Before Sunrise (1995)

by British Film Critic

Have you ever wanted to love a film so bad, and then at some point, you realise that you’ve already fallen in love with it, and you’re not even trying? That film, for me, was Before Sunrise. I was completely and utterly flawed by how beautiful and emotional and thoughtful and sincere this movie was, despite how much I already expected to love it going in. Richard Linklater’s ability to capture his rendition of ‘National Geographic, with humans’ blew me away in Dazed And Confused, and he takes that same prowess and uses it again to make something completely new, and completely extraordinary.
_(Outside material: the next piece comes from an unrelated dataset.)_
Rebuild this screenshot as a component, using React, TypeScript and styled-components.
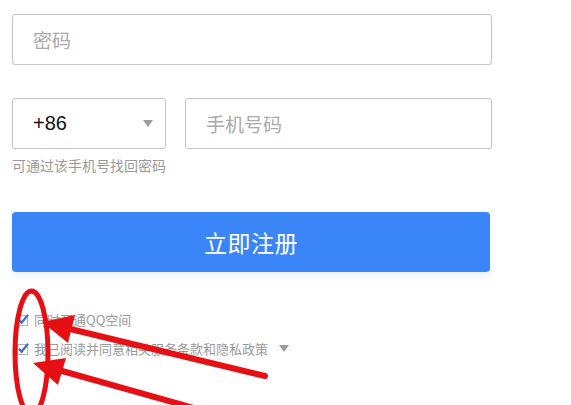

At its core, this film is unbelievably minimalistic but simplicity is often what allows for complexity, and that is exactly the case for Before Sunrise. The simplicity of the premise allows for the dialogue and performances to almost completely drive the film, and the complexity in the dialogue is unparalleled, continuously touching on a boundless range of philosophical ideas in such an organic way, that never feels contrived or forced, but always feels entirely natural. Something I picked up on which I found to be so genius was that as the two characters of Ethan Hawke’s Jesse and Julie Delpy’s Céline continue to progressively and noticeably fall in love with one another, you, the viewer, also begin to fall in love with these characters: their quirks, their flaws, their intelligence, their insights, their chemistry and everything in between.

Despite having only seen two of his films so far, I can’t help but feel like Richard Linklater is one of my favourite directors. His ability to create endlessly captivating characters, capture the subtleties of human interaction and the idiosyncrasies of exchanges and dialogue between people is unparalleled, and Before Sunrise proves that. Hawke and Delpy are nothing short of fantastic, perfectly playing off each other in such a human way, with Delpy’s Céline easily now being one of my favourite movie characters ever committed to screen. This film is an unabashed masterpiece in my eyes, delivering everything I could have possibly wanted from it, and so much more.